On the scale of 10-100,000 years, the orbital variations of the Earth appear to play a role, as was proposed by Mulitin Milankovitch. He identified 3 terms in the orbital variations which match frequencies in the spectrum of stable isotope variations. These are precession of the equinoxes, with a period of 24,000 years. The obliquity, or wobble of the tilt of the Earth relative to the plane of the ecliptic, which has a 41,000 cycle. An variation of the eccentricity or ovalness of the orbit, which has a 100,000 year cycle. The equinox are those points in the Earth's orbit when the northern and southern hemispheres are equally illuminated by the sun (12 hours of sunlight/night in both hemispheres the vernal and autumnal equinoxes, and maximum differences in daylight during the winter and summer solstices). This occurs at a slightly different position in the Earth's elliptical orbit each time, cycling through a range of positions each 24,000 years. The wobble of the tilt changes from 22 to 24.5 degrees, with the higher tilt causing more severe seasonal variations than the smaller tilt. The eccentricity controls the distance from the sun at the instant of perihelion (closest approach to the sun) and aphelion (most distant from the sun). These effects can all make small seasonal changes in the solar energy influx. The predicted effects are small, but apparently are magnified by the nonlinear coupling of the system to give complex cycles seen in the past million years.
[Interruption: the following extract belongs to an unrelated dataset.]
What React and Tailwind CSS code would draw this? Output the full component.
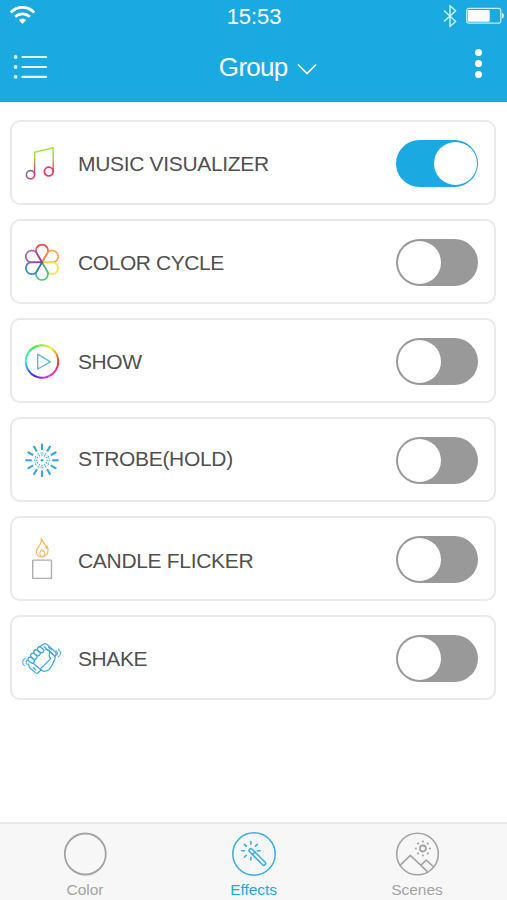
const PETALS = [
  [0, '#e8505a', '#d9476b'],
  [60, '#f7a24b', '#ee7a45'],
  [120, '#f3e63c', '#f0c93e'],
  [180, '#4cc08a', '#2fa78f'],
  [240, '#3c86c8', '#3a63ae'],
  [300, '#a45bb0', '#7a3f9c'],
];

function Icon({ children }) {
  return (
    <svg viewBox="-22 -22.5 44 45" className="h-[45px] w-11 shrink-0" fill="none" strokeLinecap="round" strokeLinejoin="round">
      {children}
    </svg>
  );
}

function MusicIcon() {
  return (
    <Icon>
      <defs>
        <linearGradient id="stem" gradientUnits="userSpaceOnUse" x1="0" y1="-14" x2="0" y2="12">
          <stop offset="0" stopColor="#9bee48" />
          <stop offset="0.3" stopColor="#a5d850" />
          <stop offset="0.65" stopColor="#c77b62" />
          <stop offset="1" stopColor="#d63474" />
        </linearGradient>
        <linearGradient id="note" x1="0" y1="0" x2="1" y2="1">
          <stop offset="0" stopColor="#6f86bd" />
          <stop offset="0.5" stopColor="#a85791" />
          <stop offset="1" stopColor="#d83b78" />
        </linearGradient>
      </defs>
      <path d="M-7.4 12.2V-10.3L11.2 -14.8V9" stroke="url(#stem)" strokeWidth="1.5" />
      <circle cx="-11.5" cy="12.3" r="4.1" stroke="url(#note)" strokeWidth="1.7" />
      <circle cx="6.7" cy="9.1" r="4.4" stroke="#e93668" strokeWidth="1.7" />
    </Icon>
  );
}

function FlowerIcon() {
  return (
    <Icon>
      <defs>
        {PETALS.map(([a, outer, inner]) => (
          <linearGradient key={a} id={`petal${a}`} gradientUnits="userSpaceOnUse" x1="0" y1="-17" x2="0" y2="0">
            <stop offset="0.3" stopColor={outer} />
            <stop offset="1" stopColor={inner} />
          </linearGradient>
        ))}
      </defs>
      <g transform="translate(0 .8)">
        {PETALS.map(([a]) => (
          <path key={a} d="M0 0L-5.3 -8.9A6 6 0 1 1 5.3 -8.9Z" transform={`rotate(${a})`} stroke={`url(#petal${a})`} strokeWidth="1.6" />
        ))}
      </g>
    </Icon>
  );
}

function ShowIcon() {
  const point = (deg) => {
    const t = (deg * Math.PI) / 180;
    return `${(16.2 * Math.sin(t)).toFixed(2)} ${(-16.2 * Math.cos(t)).toFixed(2)}`;
  };
  return (
    <Icon>
      <g transform="translate(0 1)">
        {Array.from({ length: 60 }, (_, i) => (
          <path key={i} d={`M${point(i * 6)}A16.2 16.2 0 0 1 ${point(i * 6 + 7)}`} stroke={`hsl(${(450 - i * 6) % 360} 88% 55%)`} strokeWidth="1.9" strokeLinecap="butt" />
        ))}
        <path d="M-4.3 -7.3V7.5L8.4 .3Z" stroke="#5dbbdc" strokeWidth="1.4" />
      </g>
    </Icon>
  );
}

function StrobeIcon() {
  return (
    <Icon>
      <g transform="translate(0 .8)" stroke="#35a8d8" strokeLinecap="butt">
        {Array.from({ length: 12 }, (_, i) => (
          <g key={i} transform={`rotate(${i * 30})`}>
            <path d="M0 -10.2V-16.6" strokeWidth="2.1" />
            <path d="M0 -4.5V-8.4" strokeWidth="1.1" strokeDasharray="1.5 .7" />
            <path d="M0 -6.2V-7.9" transform="rotate(15)" strokeWidth=".8" opacity=".6" />
          </g>
        ))}
        <circle r="1.3" fill="#35a8d8" stroke="none" />
      </g>
    </Icon>
  );
}

function CandleIcon() {
  return (
    <Icon>
      <path d="M-.8 -20C1 -15.5 4.5 -13.2 4.4 -10.1C5.1 -10.8 5.2 -11.8 5.1 -12.6C7.2 -8.8 6.5 -2.2 0 -1.5C-6.3 -2 -6.8 -7.7 -3.9 -11C-1.5 -13.8 -.3 -16.2 -.8 -20Z" stroke="#f6bd62" strokeWidth="1.2" />
      <path d="M.2 -1.7C-3.2 -2.6 -2.5 -6 -.2 -9.2C-.2 -7.3 1 -6.6 1.6 -7.8C3.8 -4.8 3.4 -2.4 .2 -1.7" stroke="#f6bd62" strokeWidth="1.1" />
      <rect x="-9.3" y="1.6" width="18.8" height="18.3" rx=".5" stroke="#adadad" strokeWidth="1.4" />
    </Icon>
  );
}

function ShakeIcon() {
  return (
    <Icon>
      <g stroke="#35a8dc" strokeWidth="1.15">
        <path d="M-3.2 -10.2L1.5 -13.4Q3.4 -14.6 5 -13.1L13.2 -5.8Q15 -4 13.5 -2L12.8 -1.2" />
        <path d="M-13.5 6.3L-12.8 9.2Q-12.3 10.5 -11 11.5L-6.2 15.4Q-4.8 16.3 -3.6 15L-1.4 12.8" />
        <path d="M-9.2 5.5L-1.2 12.2M2.1 -10.8L11.3 -2.8" />
        <rect x="-3.5" y="-2.1" width="7" height="4.2" rx="2.1" transform="translate(-10.8 2.7) rotate(38)" />
        <rect x="-3.5" y="-2.1" width="7" height="4.2" rx="2.1" transform="translate(-8.2 -1.3) rotate(38)" />
        <rect x="-3.5" y="-2.1" width="7" height="4.2" rx="2.1" transform="translate(-5 -4.7) rotate(38)" />
        <rect x="-3.5" y="-2.1" width="7" height="4.2" rx="2.1" transform="translate(-1.4 -7.7) rotate(38)" />
        <path d="M3.7 -7.7C6.7 -8.5 8.4 -5.8 7.3 -3.3C6.8 -1.7 7 -.3 8.7 1.2L-1.4 11.2C-.2 13.6 1.8 14.4 4.2 13.5C7 12.7 8.2 11.6 9.4 9L12.8 1.8C13.5 .2 13.1 -1.4 11.8 -2.5L7 -7" />
        <path d="M-8.9 10.2L-6.1 12.5M6.5 -10.3L9.4 -7.8" />
        <path d="M-17 .7C-20 3-20 6-17.7 8.1M-14.6 2.3C-16.3 3.8-16.2 5.3-15 6.7" opacity=".85" />
        <path d="M16.3 -8.3C19.4 -5.8 19.2 -2.7 16.4 -.8M14.3 -6.7C15.8 -5.3 15.9 -3.8 14.7 -2.4" opacity=".85" />
      </g>
    </Icon>
  );
}

function Toggle({ on }) {
  return (
    <button
      type="button"
      role="switch"
      aria-checked={on}
      className={`mt-0.5 flex h-[47px] w-[82px] items-center rounded-full px-[1.5px] ${on ? 'justify-end bg-[#1aa9e1]' : 'justify-start bg-[#999999]'}`}
    >
      <span className="size-[43px] rounded-full bg-white" />
    </button>
  );
}

const EFFECTS = [
  { label: 'MUSIC VISUALIZER', icon: MusicIcon, on: true, text: 'pt-[3px] tracking-[-0.33px]' },
  { label: 'COLOR CYCLE', icon: FlowerIcon, text: 'pt-[3px] tracking-[-0.42px]' },
  { label: 'SHOW', icon: ShowIcon, text: 'pt-[3px] tracking-[-0.4px]' },
  { label: 'STROBE(HOLD)', icon: StrobeIcon, text: 'pb-px tracking-[-0.32px]' },
  { label: 'CANDLE FLICKER', icon: CandleIcon, text: 'pt-[5px] tracking-[-0.32px]' },
  { label: 'SHAKE', icon: ShakeIcon, text: 'pt-[3px] tracking-[-0.4px]' },
];

function Header() {
  return (
    <header className="h-[102px] bg-[#1aa9e1] text-white">
      <div className="grid h-8 grid-cols-3 items-center pr-[3px] pl-[9px]">
        <svg viewBox="0 0 28 22" className="h-[22px] w-7" fill="none" stroke="white" strokeWidth="2.7">
          <path d="M1.7 7.5C8.5 .7 18.5 .7 25.3 7.5M6.1 11.8C10.5 7.8 16.5 7.8 20.9 11.8" />
          <path d="M9.8 15.1Q13.5 11.8 17.2 15.1L13.5 18.9Z" fill="white" stroke="none" />
        </svg>
        <span className="pt-px pr-[5px] text-center text-[22px] leading-[31px] tracking-[-0.1px]">15:53</span>
        <div className="flex items-center justify-end gap-[8px]">
          <svg viewBox="0 0 14 24" className="h-6 w-3.5" fill="none" stroke="#d9f5ff" strokeWidth="1.3">
            <path d="M1 6.6L12.7 17.4L7 22.4V1.8L12.7 6.8L1 17.4" />
          </svg>
          <svg viewBox="0 0 39 18" className="h-[18px] w-[39px]">
            <rect x="1.6" y="1.4" width="34.2" height="14.8" rx="2.5" fill="none" stroke="#bdefff" strokeWidth="1.2" />
            <rect x="2.7" y="2.9" width="22" height="11.8" rx="1" fill="white" />
            <path d="M36.8 5.8Q39 6.4 39 8.8T36.8 11.8Z" fill="#e8faff" />
          </svg>
        </div>
      </div>
      <div className="grid h-[70px] grid-cols-3 items-center pr-[25.5px] pl-[13px]">
        <svg viewBox="0 0 36 28" className="h-7 w-9" fill="#e6faff">
          {[4, 14, 23.8].map((y) => (
            <g key={y}>
              <circle cx="2.6" cy={y} r="1.9" />
              <rect x="8.4" y={y - 1.1} width="25.8" height="2.2" rx="1" />
            </g>
          ))}
        </svg>
        <div className="flex items-center justify-center gap-[9px] pl-[41px]">
          <span className="text-[26px] leading-[30px] tracking-[-0.7px]">Group</span>
          <svg viewBox="0 0 20 12" className="mt-1 h-3 w-5 shrink-0" fill="none" stroke="white" strokeWidth="1.6">
            <path d="M1 1.5L10 10.5L19 1.5" />
          </svg>
        </div>
        <div className="mb-[7px] flex flex-col items-end gap-[4.3px]">
          <i className="size-[7px] rounded-full bg-white" />
          <i className="size-[7px] rounded-full bg-white" />
          <i className="size-[7px] rounded-full bg-white" />
        </div>
      </div>
    </header>
  );
}

function TabBar() {
  return (
    <nav className="grid h-[78px] grid-cols-[170px_167px_160px] border-t-2 border-[#e7e7e7] bg-[#f7f7f7] pt-2 text-[15.5px] leading-[18px] text-[#a3a3a3]">
      <button type="button" className="flex flex-col items-center gap-[5px]">
        <svg viewBox="-22 -22 44 44" className="size-11 shrink-0" fill="none" stroke="#a3a3a3" strokeWidth="1.8">
          <circle cx=".3" r="20.5" />
        </svg>
        <span>Color</span>
      </button>
      <button type="button" className="flex flex-col items-center gap-[5px] text-[#1aa9e1]">
        <svg viewBox="-22 -22 44 44" className="size-11 shrink-0" fill="none" stroke="#35ade0" strokeWidth="1.5" strokeLinecap="round">
          <circle r="21.2" />
          <g transform="translate(-3.1 -3.5) rotate(-45)">
            <rect x="-1.8" y="-1.9" width="3.6" height="22" rx="1.8" />
            <path d="M-1.8 4H1.8" />
          </g>
          {[0, 45, 90, 180, 225, 270, 315].map((a) => (
            <path key={a} d="M0 -6.5V-9.2" transform={`translate(-3.1 -3.3) rotate(${a})`} />
          ))}
        </svg>
        <span className="tracking-[-0.05px]">Effects</span>
      </button>
      <button type="button" className="flex flex-col items-center gap-[5px]">
        <svg viewBox="-22 -22 44 44" className="size-11 shrink-0" fill="none" stroke="#a3a3a3" strokeWidth="1.6">
          <circle cx=".5" r="20.8" />
          <path d="M-17.5 11.8L-6.7 1.4L10.5 17.7M4 11.2L9.2 6.2L16.2 12.5" />
          <circle cx="5.9" cy="-5.5" r="3" strokeWidth="1.8" />
          <g fill="#a3a3a3" stroke="none">
            {[0, 45, 90, 135, 180, 225, 270, 315].map((a) => (
              <circle key={a} cy="-7" r="1.1" transform={`translate(5.9 -5.5) rotate(${a})`} />
            ))}
          </g>
        </svg>
        <span>Scenes</span>
      </button>
    </nav>
  );
}

export default function App() {
  return (
    <div className="flex h-[900px] w-[507px] flex-col overflow-hidden bg-white font-['Liberation_Sans',Arial,sans-serif]">
      <Header />
      <main className="flex flex-1 flex-col gap-3.5 pt-[18px] pr-[11px] pl-2.5">
        {EFFECTS.map(({ label, icon: Glyph, on = false, text }) => (
          <section key={label} className="flex h-[85px] items-center rounded-[10px] border-2 border-[#e9e9e9] pr-4 pl-2">
            <Glyph />
            <h2 className={`ml-3.5 flex-1 text-[21px] leading-6 whitespace-nowrap text-[#505050] ${text}`}>{label}</h2>
            <Toggle on={on} />
          </section>
        ))}
      </main>
      <TabBar />
    </div>
  );
}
On the shorter time scale of 1-10 million years there are variations involving volcanic emissions, which change particulate and trace gas content of the atmosphere. Finally, on the short time scale of decades, we come to human activities such as release of Greenhouse gases and deforestation.
All of this makes for a complex dynamic system which is changing with time independent of human activity. Will our behavior perturb the system from its current oscillations between glacial and interglacial periods, perhaps kicking it over into a runaway into the much hotter days like the Cretaceous. No one knows for sure, and there are many feedbacks in the system that make run away effects infrequent. But the catastrophe could be impressive if it happens.